It’s November 3rd 2013. Rihanna poses as Medusa on the cover of GQ. Thor: The Dark World, the second movie about Marvel’s mythological superhero, tops the UK movie charts with Jackass Presents: Bad Grandpa also doing well. Barnes and Noble have just announced the Nook GlowLight. The clocks have just gone back.
This means that it was the perfect time for Phil Sandifer to release his book A Golden Thread, a history of the DC Comics – formerly National – superhero character Wonder Woman. I say ‘superhero’ knowing that Wonder Woman identifies as female, and this is the crux of Sandifer’s argument. Wonder Woman is a problem character, a proto-feminist who lived through the rise and fall of the feminist movement while somehow managing to almost always never intersect with it. Comics is a medium, and genre, which has always been carefully gendered – there were comics for boys and other comics for girls – but Wonder Woman has always sat oddly in this. She was created by a man, the comics have almost always been aimed at men, for much of that time she has literally been the ambassador for women in the DC Universe. She’s an extremely well-known character, consistently in print every month for nearly seventy-five years, but she’s rarely shifted that many comics.
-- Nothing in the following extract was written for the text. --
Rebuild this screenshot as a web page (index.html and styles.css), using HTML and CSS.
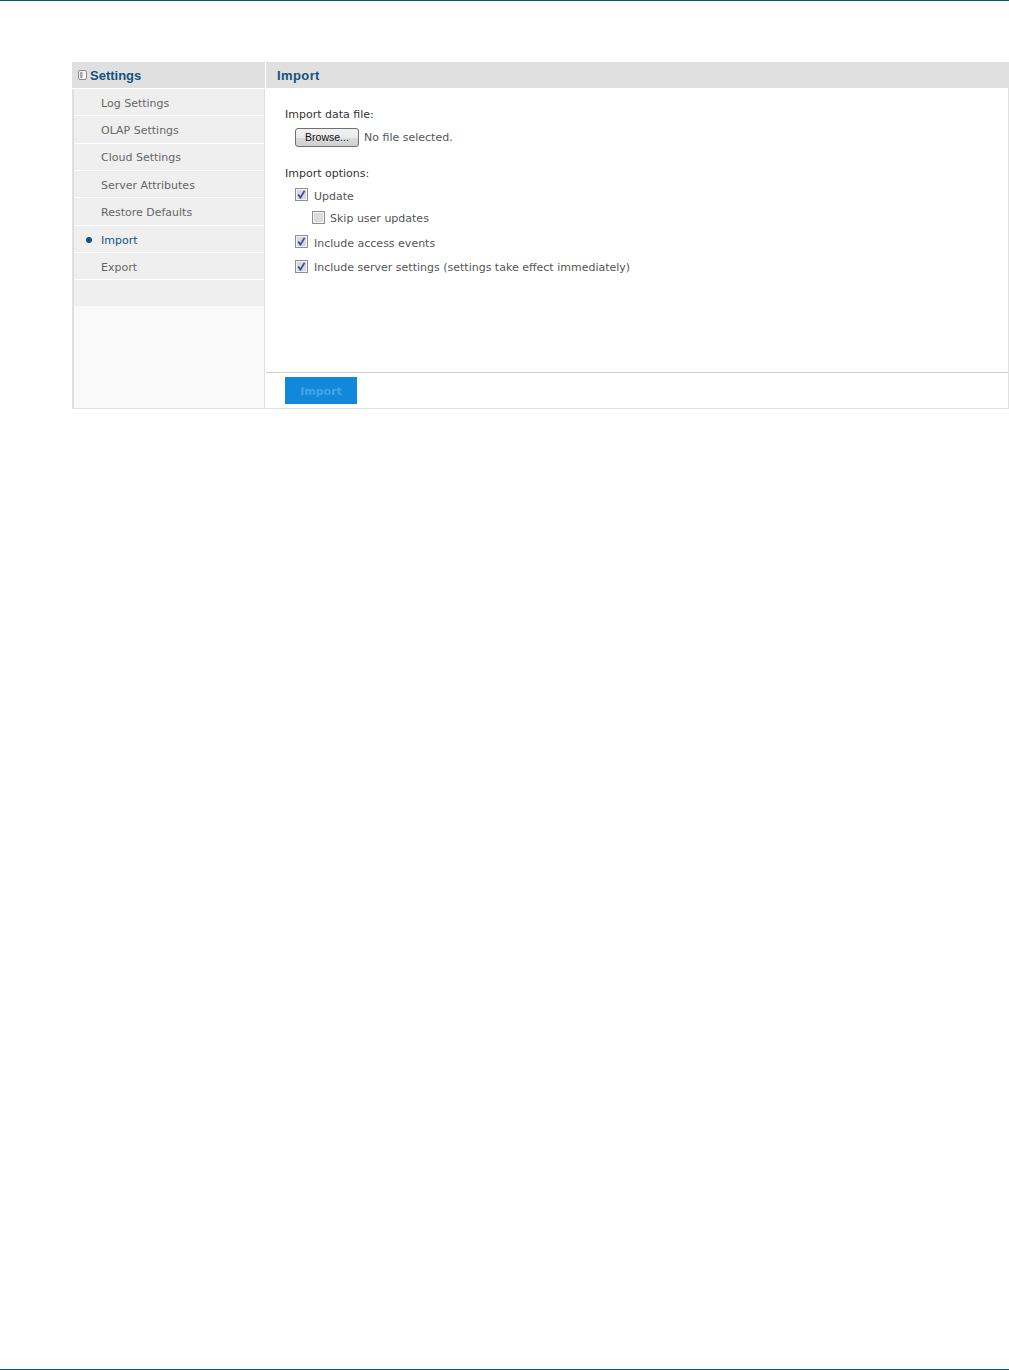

Sandifer identifies the issue that while it’s easy to imagine Wonder Woman is ‘feminist’, and she has been around as the role of women in society and the workplace has radically changed, the character herself has evolved, but not always in the same way feminism has. She was created as an ‘issues’ character, but this survived about as long as Superman’s fighting for the blue collar guys or Batman carrying a gun. The utopia she hails from has dated even more badly than most. And, of course, whenever comics try to do ‘issues’ if the creators care about the cause being espoused the result is often mawkish and blunt, but if they’re just hacking it out, the best case scenario is that it’ll be a bit of cosmetic work on a standard action story. Despite comics being one of most immediate, id-driven media (whatever else they were, the comics that reacted to 9-11 got out there before novels, TV and movie drama had barely got their boots on, they were on the stands before many news magazines), however sympathetic creators were to hippies, to environmentalists or to Occupy, whenever superheroes do ‘issues’, however young and hip or weird the comics creators are, it always feels like watching your parents dancing. The Lynda Carter TV series works precisely because it’s playful and knowing at the same time. It’s fun to watch, it’s shows you a strong female protagonist, and part of that strength is that she doesn’t have to be solemn or chiding.
Sandifer surveys the history of the character, exposes how odd it is that there are very few periods of stability, that for basically the whole time, DC and its creators have struggled to make the character work, that the most common mode for Wonder Woman’s creative team is ‘frantically trying to fix the mess the last creative team left behind, often just by ignoring it’. It’s a good, thoughtful book that lays out the phases of the history of a problematic character. Like Sandifer, and I suspect a lot of DC creators over the years, I think Wonder Woman’s a character who’s tantalising. Someone built from equal parts Greek myth, bondage cheesecake and political utopianism ought to be an open goal, ought to be easy, ought to be the most popular and accessible superhero out there, someone – to paraphrase Fry and Laurie – who half the population want to be and the other half would like to go to bed with. So why has no one ever got it right? Why have the vast majority not even got close? A Golden Thread is a good stab at laying out the problem.